What to work on: Filter for the word "page" and keep each matching line.

Dataset entries:
--- start ---

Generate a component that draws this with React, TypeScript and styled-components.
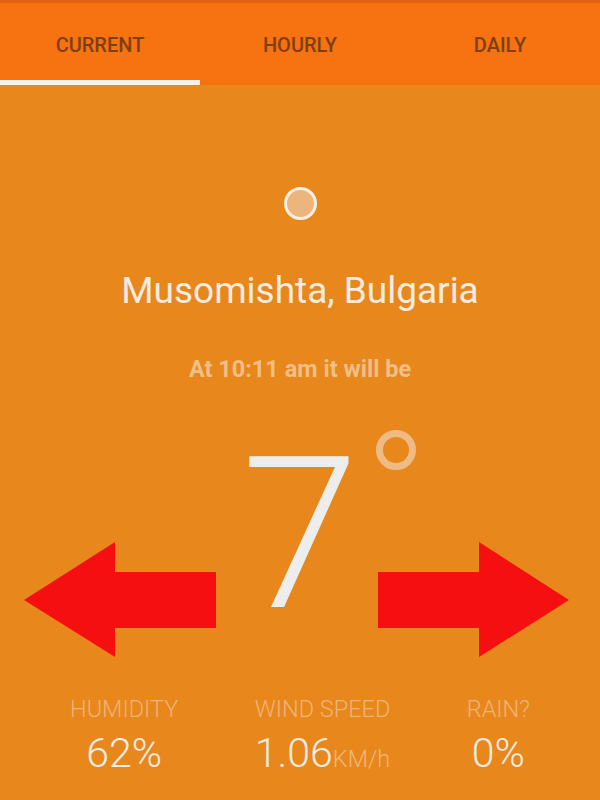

--- end ---
--- start ---

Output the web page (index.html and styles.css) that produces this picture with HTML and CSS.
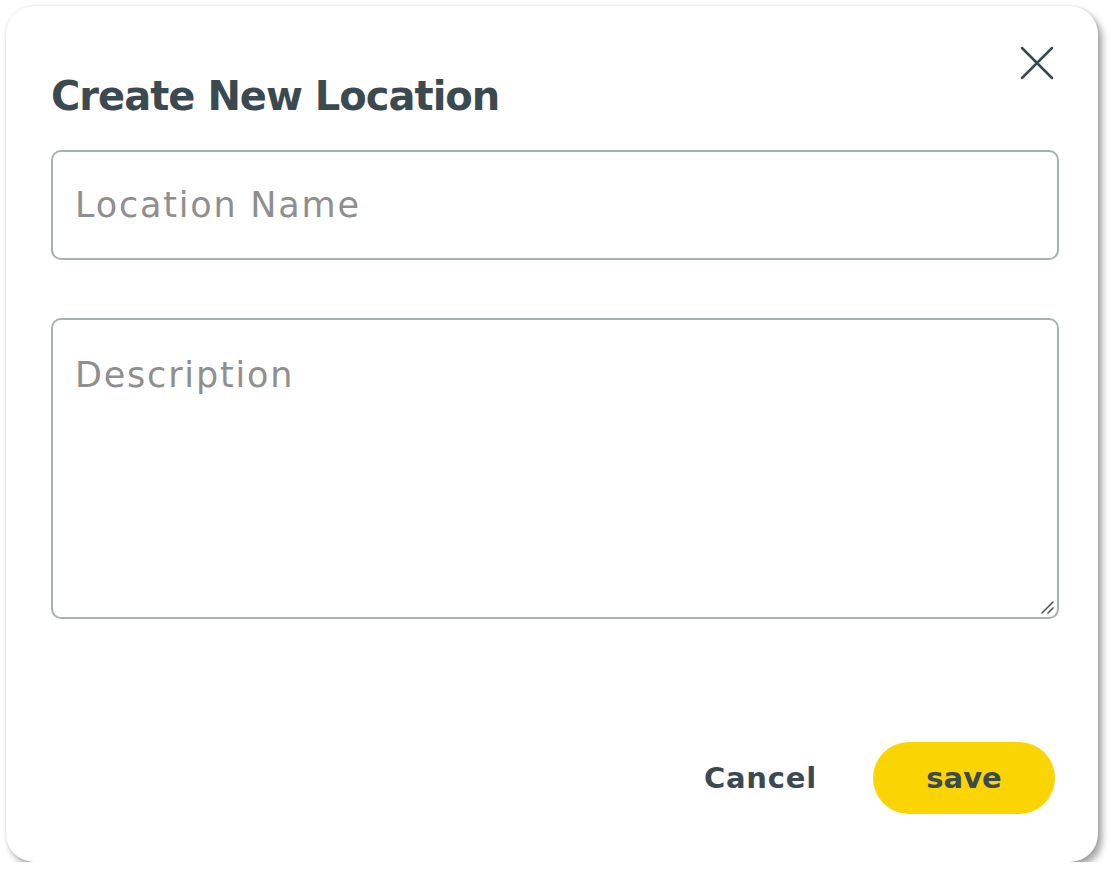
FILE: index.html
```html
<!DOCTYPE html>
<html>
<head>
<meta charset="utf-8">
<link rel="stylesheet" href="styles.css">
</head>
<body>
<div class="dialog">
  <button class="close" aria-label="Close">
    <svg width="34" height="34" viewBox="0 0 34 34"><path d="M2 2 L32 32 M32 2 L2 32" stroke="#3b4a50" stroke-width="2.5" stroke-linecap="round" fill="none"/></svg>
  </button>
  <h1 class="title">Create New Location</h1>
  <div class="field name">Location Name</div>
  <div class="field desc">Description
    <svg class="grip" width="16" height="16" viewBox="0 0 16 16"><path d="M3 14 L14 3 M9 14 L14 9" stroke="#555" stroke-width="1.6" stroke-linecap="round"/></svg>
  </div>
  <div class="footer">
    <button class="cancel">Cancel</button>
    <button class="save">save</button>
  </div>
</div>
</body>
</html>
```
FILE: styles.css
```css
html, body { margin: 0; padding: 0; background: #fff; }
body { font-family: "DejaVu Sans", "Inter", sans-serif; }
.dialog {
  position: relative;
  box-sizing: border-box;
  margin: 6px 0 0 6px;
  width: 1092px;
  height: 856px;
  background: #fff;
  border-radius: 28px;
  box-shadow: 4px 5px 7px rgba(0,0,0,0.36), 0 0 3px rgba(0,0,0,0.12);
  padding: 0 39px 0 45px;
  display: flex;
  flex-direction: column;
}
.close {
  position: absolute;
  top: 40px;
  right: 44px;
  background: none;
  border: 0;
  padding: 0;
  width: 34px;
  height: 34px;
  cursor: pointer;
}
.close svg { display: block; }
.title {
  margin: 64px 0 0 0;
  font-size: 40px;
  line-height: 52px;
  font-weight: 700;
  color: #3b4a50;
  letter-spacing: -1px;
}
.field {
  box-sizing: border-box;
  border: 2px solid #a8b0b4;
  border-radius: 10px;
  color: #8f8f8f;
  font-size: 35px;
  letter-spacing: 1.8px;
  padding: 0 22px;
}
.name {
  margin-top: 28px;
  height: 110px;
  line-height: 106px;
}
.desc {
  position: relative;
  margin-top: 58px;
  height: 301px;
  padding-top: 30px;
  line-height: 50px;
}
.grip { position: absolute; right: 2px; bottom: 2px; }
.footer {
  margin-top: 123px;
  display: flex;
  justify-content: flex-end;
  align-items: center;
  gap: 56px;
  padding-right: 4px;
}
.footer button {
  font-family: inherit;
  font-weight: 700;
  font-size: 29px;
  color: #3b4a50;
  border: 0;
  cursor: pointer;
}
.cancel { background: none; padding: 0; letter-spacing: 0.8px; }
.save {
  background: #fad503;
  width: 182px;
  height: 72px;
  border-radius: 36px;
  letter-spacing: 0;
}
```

--- end ---
--- start ---

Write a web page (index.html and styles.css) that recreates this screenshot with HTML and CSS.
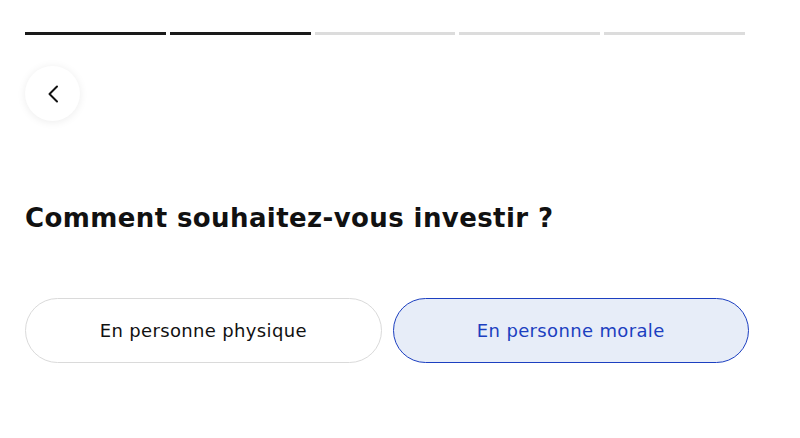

--- end ---

Solution to this problem:
Output the web page (index.html and styles.css) that produces this picture with HTML and CSS.
Write a web page (index.html and styles.css) that recreates this screenshot with HTML and CSS.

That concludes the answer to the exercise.